Distributed Stochastic Optimization in Networks With Low Informational Exchange

We consider a distributed stochastic optimization problem in networks with finite number of nodes. Each node adjusts its action to optimize the global utility of the network, which is defined as the sum of local utilities of all nodes. While Gradient descent method is a common technique to solve such optimization problem, the computation of the gradient may require much information exchange. In this paper, we consider that each node can only have a noisy numerical observation of its local utility, of which the closed-form expression is not available. This assumption is quite realistic, especially when the system is either too complex or constantly changing. Nodes may exchange partially the observation of their local utilities to estimate the global utility at each timeslot. We propose a distributed algorithm based on stochastic perturbation, under the assumption that each node has only part of the local utilities of the other nodes.
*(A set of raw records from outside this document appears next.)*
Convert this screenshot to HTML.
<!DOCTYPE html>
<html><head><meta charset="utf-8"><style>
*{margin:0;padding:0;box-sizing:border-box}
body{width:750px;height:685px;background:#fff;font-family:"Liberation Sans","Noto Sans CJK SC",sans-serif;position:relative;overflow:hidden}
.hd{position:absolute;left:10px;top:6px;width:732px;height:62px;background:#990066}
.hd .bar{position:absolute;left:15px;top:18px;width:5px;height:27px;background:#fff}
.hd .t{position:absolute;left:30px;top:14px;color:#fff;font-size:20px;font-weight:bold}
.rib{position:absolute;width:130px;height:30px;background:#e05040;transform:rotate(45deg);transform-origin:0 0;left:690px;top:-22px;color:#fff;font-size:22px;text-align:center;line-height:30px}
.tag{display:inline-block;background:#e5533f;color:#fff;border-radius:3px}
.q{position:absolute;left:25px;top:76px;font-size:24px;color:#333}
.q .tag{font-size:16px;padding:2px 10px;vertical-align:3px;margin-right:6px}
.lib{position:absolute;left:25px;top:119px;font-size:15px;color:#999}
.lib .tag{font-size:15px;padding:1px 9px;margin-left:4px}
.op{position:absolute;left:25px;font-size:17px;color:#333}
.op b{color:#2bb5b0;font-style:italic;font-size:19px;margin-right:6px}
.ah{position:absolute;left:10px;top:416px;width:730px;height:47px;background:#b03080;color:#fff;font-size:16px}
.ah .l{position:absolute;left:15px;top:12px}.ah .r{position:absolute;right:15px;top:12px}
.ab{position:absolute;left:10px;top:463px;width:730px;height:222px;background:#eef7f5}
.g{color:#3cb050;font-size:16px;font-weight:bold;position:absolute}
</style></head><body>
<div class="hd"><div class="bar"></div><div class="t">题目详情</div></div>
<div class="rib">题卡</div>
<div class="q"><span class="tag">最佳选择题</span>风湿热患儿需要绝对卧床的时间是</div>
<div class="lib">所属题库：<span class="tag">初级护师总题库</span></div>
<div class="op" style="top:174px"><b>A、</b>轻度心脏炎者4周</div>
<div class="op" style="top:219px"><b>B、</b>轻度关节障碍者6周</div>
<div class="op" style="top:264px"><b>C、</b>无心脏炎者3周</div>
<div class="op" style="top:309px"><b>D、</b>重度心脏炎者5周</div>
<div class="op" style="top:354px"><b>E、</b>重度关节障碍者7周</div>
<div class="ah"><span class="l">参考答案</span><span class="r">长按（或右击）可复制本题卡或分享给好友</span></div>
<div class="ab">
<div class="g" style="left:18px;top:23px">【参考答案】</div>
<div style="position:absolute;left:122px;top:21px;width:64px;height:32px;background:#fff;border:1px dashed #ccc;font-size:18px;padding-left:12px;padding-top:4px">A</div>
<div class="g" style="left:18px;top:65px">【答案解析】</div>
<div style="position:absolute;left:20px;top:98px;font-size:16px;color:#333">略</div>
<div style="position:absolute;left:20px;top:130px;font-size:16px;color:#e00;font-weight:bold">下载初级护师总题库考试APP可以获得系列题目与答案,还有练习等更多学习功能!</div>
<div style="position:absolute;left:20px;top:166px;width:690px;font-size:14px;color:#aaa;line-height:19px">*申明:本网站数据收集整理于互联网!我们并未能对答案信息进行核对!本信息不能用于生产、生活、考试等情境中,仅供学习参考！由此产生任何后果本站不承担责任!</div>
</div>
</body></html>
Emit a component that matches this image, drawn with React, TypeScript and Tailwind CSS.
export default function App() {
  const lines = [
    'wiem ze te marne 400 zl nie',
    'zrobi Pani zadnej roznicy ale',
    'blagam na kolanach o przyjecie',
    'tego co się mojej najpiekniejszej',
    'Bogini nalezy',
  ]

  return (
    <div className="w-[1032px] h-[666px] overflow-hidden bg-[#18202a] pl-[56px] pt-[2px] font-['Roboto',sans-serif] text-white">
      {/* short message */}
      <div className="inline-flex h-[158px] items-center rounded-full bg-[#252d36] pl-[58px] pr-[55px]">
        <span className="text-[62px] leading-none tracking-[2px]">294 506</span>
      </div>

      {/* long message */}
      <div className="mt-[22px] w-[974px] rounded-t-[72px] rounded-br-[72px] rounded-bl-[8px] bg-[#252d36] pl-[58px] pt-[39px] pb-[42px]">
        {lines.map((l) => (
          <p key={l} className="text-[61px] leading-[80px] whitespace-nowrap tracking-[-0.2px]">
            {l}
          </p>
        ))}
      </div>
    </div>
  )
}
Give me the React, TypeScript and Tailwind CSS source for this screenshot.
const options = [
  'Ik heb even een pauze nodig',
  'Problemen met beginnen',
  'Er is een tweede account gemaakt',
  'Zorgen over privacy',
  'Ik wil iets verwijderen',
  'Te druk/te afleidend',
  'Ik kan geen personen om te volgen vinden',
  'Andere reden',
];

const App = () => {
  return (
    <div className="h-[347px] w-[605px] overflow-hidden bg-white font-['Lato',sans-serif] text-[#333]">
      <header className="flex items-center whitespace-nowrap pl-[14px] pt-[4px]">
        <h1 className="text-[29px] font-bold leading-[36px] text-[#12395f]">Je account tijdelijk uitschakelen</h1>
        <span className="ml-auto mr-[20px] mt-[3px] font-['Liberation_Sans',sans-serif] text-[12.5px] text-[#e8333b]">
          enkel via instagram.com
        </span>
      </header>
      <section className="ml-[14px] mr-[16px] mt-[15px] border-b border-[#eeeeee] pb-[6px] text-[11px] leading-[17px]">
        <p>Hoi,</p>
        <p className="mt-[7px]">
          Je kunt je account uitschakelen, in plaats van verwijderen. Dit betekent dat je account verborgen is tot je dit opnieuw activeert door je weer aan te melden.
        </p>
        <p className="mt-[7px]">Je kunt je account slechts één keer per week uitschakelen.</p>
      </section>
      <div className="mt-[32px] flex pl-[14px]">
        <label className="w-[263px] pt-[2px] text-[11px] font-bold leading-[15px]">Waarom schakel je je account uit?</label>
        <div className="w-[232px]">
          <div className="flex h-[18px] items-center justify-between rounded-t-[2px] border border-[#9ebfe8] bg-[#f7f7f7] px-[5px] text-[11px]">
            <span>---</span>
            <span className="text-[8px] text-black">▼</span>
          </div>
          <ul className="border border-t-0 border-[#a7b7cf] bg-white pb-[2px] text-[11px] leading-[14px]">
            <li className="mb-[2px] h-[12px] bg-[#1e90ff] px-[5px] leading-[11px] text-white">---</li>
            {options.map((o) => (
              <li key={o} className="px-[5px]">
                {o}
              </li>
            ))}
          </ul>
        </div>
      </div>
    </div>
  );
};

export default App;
We use stochastic approximation tools to prove that our algorithm converges almost surely to the optimum, given that the objective function is smooth and strictly concave. The convergence rate is also derived, under the additional assumption of strongly concave objective function. It is shown that the convergence rate scales as O (K-0.5) after a sufficient number of iterations K > K-0, which is the optimal rate order in terms of K for our problem. Although the proposed algorithm can be applied to general optimization problems, we perform simulations for a typical power control problem in wireless networks and present numerical results to corroborate our claims.